Rémi Dewière is a historian interested in Islamic West Africa in the Early Modern and Modern period. In particular, he focuses on State practices, diplomacy and circulations in Central Sahel, with a special focus on the Borno sultanate from the late medieval to the 19th century. His book, Du lac Tchad à La Mecque. Le sultanat du Borno et son monde (xvie-xviie siècle) (Éditions de la Sorbonne, 2017), provides a new perspective on the functioning of an Islamic Sahelian state in the Early Modern period and its relationship with the world around it through the trans-Saharan routes.
During his fellowship, he will study the bureaucracy and the establishment of a complex administration system in Sahelian Islamic states, from the 16th century to the 1930s, in order to understand how Islamic rulers from Sahel expressed their power and state continuity in a fragile environment and, at the same time, dealt with the scarcity of writing materials – such as paper – usually closely associated with the development of a complex state administration.

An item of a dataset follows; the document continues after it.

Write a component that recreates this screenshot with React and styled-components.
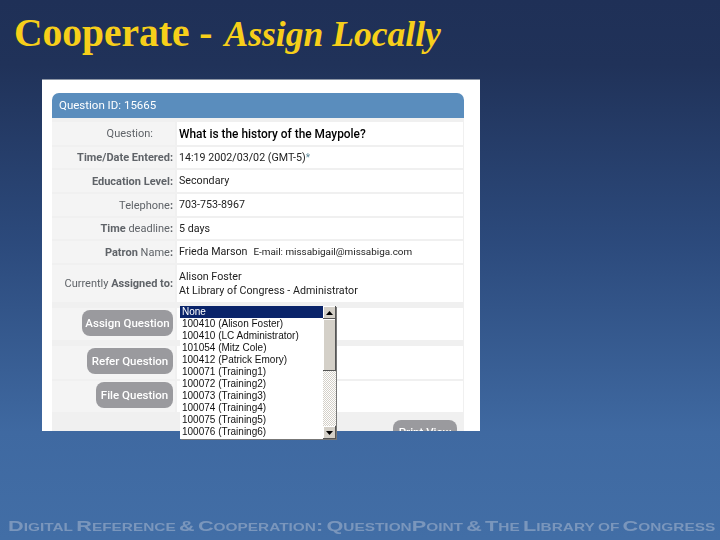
import React from "react";
import styled, { createGlobalStyle } from "styled-components";

const Global = createGlobalStyle`
  html, body { margin: 0; padding: 0; }
  body { width: 720px; height: 540px; overflow: hidden; }
`;

const Slide = styled.div`
  position: relative;
  width: 720px;
  height: 540px;
  overflow: hidden;
  display: flex;
  flex-direction: column;
  background: linear-gradient(180deg, #1f3057 0%, #203259 12%, #2c4a7c 45%, #3f69a1 80%, #426ea6 100%);
`;

const Title = styled.h1`
  margin: 0;
  padding: 11px 0 0 14px;
  height: 68px;
  box-sizing: border-box;
  font: bold 39.5px/44px "Liberation Serif", serif;
  color: #f7cf1a;
  white-space: nowrap;
`;

const TitleEm = styled.em`
  font-weight: bold;
  font-size: 35.6px;
  font-style: italic;
  margin-left: 2px;
`;

const ShotWrap = styled.div`
  position: relative;
  margin: 11px 0 0 42px;
  width: 438px;
  height: 352px;
`;

const Shot = styled.div`
  width: 438px;
  height: 352px;
  box-sizing: border-box;
  overflow: hidden;
  background: #fff;
  border-top: 1px solid #8d96a5;
  padding: 13px 16px 0 10px;
  font-family: Roboto, "Liberation Sans", Arial, sans-serif;
  filter: blur(0.35px);
`;

const PanelHeader = styled.div`
  height: 25px;
  box-sizing: border-box;
  padding: 0 0 0 7px;
  background: #5a8dbd;
  border-radius: 7px 7px 0 0;
  color: #fff;
  font-size: 11.5px;
  line-height: 25px;
`;

const Table = styled.div`
  background: #f0f0f0;
  padding-top: 4px;
  display: grid;
  grid-template-columns: 123px 1fr;
  column-gap: 2px;
  row-gap: 2px;
`;

const Label = styled.div`
  height: ${p => p.$h}px;
  padding-right: ${p => p.$pr || 2}px;
  display: flex;
  align-items: center;
  justify-content: flex-end;
  background: #f4f4f4;
  color: #5f6368;
  font-size: 11px;
  font-weight: bold;
  white-space: nowrap;
`;

const LabelLight = styled.span`
  font-weight: normal;
`;

const Value = styled.div`
  height: ${p => p.$h}px;
  margin-top: ${p => p.$mt || 0}px;
  margin-right: 1px;
  padding-left: 2px;
  box-sizing: border-box;
  background: #fff;
  color: ${p => (p.$strong ? "#000" : "#222")};
  font-size: ${p => (p.$strong ? "11.9" : "10.7")}px;
  font-weight: ${p => (p.$strong ? "500" : "normal")};
  line-height: 14px;
  display: flex;
  flex-direction: column;
  justify-content: center;
  white-space: nowrap;
`;

const Star = styled.span`
  color: #5e8a9a;
  font-size: 10px;
`;

const Email = styled.span`
  margin-left: 6px;
  font-size: 9.9px;
`;

const GreyButton = styled.div`
  width: ${p => p.$w}px;
  height: 26px;
  border-radius: 8px;
  background: #9a9a9e;
  color: #fff;
  font-size: 11.5px;
  font-weight: 500;
  display: flex;
  align-items: center;
  justify-content: center;
  white-space: nowrap;
`;

const ButtonCell = styled.div`
  height: ${p => p.$h}px;
  margin-top: ${p => p.$mt || 0}px;
  padding: 0 2px ${p => p.$pb || 0}px 0;
  box-sizing: border-box;
  background: #f4f4f4;
  display: flex;
  align-items: center;
  justify-content: flex-end;
`;

const Footer = styled.div`
  grid-column: 1 / 3;
  height: 21px;
  margin-top: -2px;
  display: flex;
  justify-content: flex-end;
  padding: 8px 7px 0 0;
`;

const PrintButton = styled(GreyButton)`
  width: 64px;
  height: 24px;
  padding-top: 5px;
  box-sizing: border-box;
  align-items: flex-start;
`;

const ListBox = styled.div`
  position: absolute;
  left: 138px;
  top: 227px;
  width: 156px;
  height: 133px;
  box-sizing: border-box;
  display: flex;
  background: #fff;
  box-shadow: 1px 1px 0 #777;
  font-family: "Liberation Sans", Arial, sans-serif;
  filter: blur(0.3px);
`;

const Options = styled.div`
  flex: 1;
  min-width: 0;
  overflow: hidden;
`;

const Option = styled.div`
  height: 12px;
  line-height: 12px;
  padding-left: 2px;
  font-size: 10px;
  white-space: nowrap;
  color: ${p => (p.$on ? "#fff" : "#111")};
  background: ${p => (p.$on ? "#0a246a" : "transparent")};
`;

const Scrollbar = styled.div`
  width: 13px;
  display: flex;
  flex-direction: column;
  background: repeating-conic-gradient(#d4d0c8 0 25%, #fff 0 50%) 0 0 / 2px 2px;
`;

const ScrollBtn = styled.div`
  height: 13px;
  flex: none;
  background: #d4d0c8;
  box-shadow: inset -1px -1px 0 #555, inset 1px 1px 0 #fff;
  display: flex;
  align-items: center;
  justify-content: center;
`;

const Thumb = styled.div`
  height: 52px;
  flex: none;
  background: #d4d0c8;
  box-shadow: inset -1px -1px 0 #555, inset 1px 1px 0 #fff;
`;

const Spacer = styled.div`
  flex: 1;
`;

const Arrow = ({ up }) => (
  <svg width="7" height="4" viewBox="0 0 7 4">
    <path d={up ? "M3.5 0L7 4H0Z" : "M0 0H7L3.5 4Z"} fill="#000" />
  </svg>
);

const FooterLine = styled.div`
  position: absolute;
  left: 8px;
  bottom: 5px;
  font: bold 15.5px/18px "Liberation Sans", sans-serif;
  font-variant: small-caps;
  word-spacing: -2px;
  color: #7a96bc;
  white-space: nowrap;
  transform-origin: left center;
  transform: scaleX(1.4);
  filter: blur(0.3px);
`;

const options = [
  "None",
  "100410 (Alison Foster)",
  "100410 (LC Administrator)",
  "101054 (Mitz Cole)",
  "100412 (Patrick Emory)",
  "100071 (Training1)",
  "100072 (Training2)",
  "100073 (Training3)",
  "100074 (Training4)",
  "100075 (Training5)",
  "100076 (Training6)",
];

export default function App() {
  return (
    <Slide>
      <Global />
      <Title>
        Cooperate - <TitleEm>Assign Locally</TitleEm>
      </Title>
      <ShotWrap>
        <Shot>
          <PanelHeader>Question ID: 15665</PanelHeader>
          <Table>
            <Label $h={23} $pr={22}><LabelLight>Question:</LabelLight></Label>
            <Value $h={23} $strong>What is the history of the Maypole?</Value>
            <Label $h={21}>Time/Date Entered:</Label>
            <Value $h={21}><span>14:19 2002/03/02 (GMT-5)<Star>*</Star></span></Value>
            <Label $h={22}>Education Level:</Label>
            <Value $h={22}>Secondary</Value>
            <Label $h={22}><span><LabelLight>Telephone</LabelLight>:</span></Label>
            <Value $h={22}>703-753-8967</Value>
            <Label $h={21}><span>Time <LabelLight>deadline</LabelLight>:</span></Label>
            <Value $h={21}>5 days</Value>
            <Label $h={22}><span>Patron <LabelLight>Name</LabelLight>:</span></Label>
            <Value $h={22}><span>Frieda Marson<Email>E-mail: missabigail@missabiga.com</Email></span></Value>
            <Label $h={37}><span><LabelLight>Currently</LabelLight> Assigned to:</span></Label>
            <Value $h={37}><div>Alison Foster</div><div>At Library of Congress - Administrator</div></Value>
            <ButtonCell $h={32} $mt={4} $pb={2}><GreyButton $w={91}>Assign Question</GreyButton></ButtonCell>
            <Value $h={32} $mt={4} />
            <ButtonCell $h={33} $mt={4} $pb={3}><GreyButton $w={86}>Refer Question</GreyButton></ButtonCell>
            <Value $h={33} $mt={4} />
            <ButtonCell $h={31} $pb={3}><GreyButton $w={77}>File Question</GreyButton></ButtonCell>
            <Value $h={31} />
            <Footer><PrintButton>Print View</PrintButton></Footer>
          </Table>
        </Shot>
        <ListBox>
          <Options>
            {options.map((o, i) => (
              <Option key={o} $on={i === 0}>{o}</Option>
            ))}
          </Options>
          <Scrollbar>
            <ScrollBtn><Arrow up /></ScrollBtn>
            <Thumb />
            <Spacer />
            <ScrollBtn><Arrow /></ScrollBtn>
          </Scrollbar>
        </ListBox>
      </ShotWrap>
      <FooterLine>Digital Reference &amp; Cooperation: QuestionPoint &amp; The Library of Congress</FooterLine>
    </Slide>
  );
}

Rémi received a Master (2008) and a PhD in African History (2015) from Paris 1 Panthéon Sorbonne University (IMAf) and won a prize for his PhD thesis (2016) from the Institut sur l’Islam et les Sociétés du Monde Musulman (EHESS). From 2012 to 2017, he was Research Assistant in the ERC Project ConfigMed and was EHESS Postdoctoral Fellow in the Centre Alexandre-Koyré (CAK) in 2017/2018.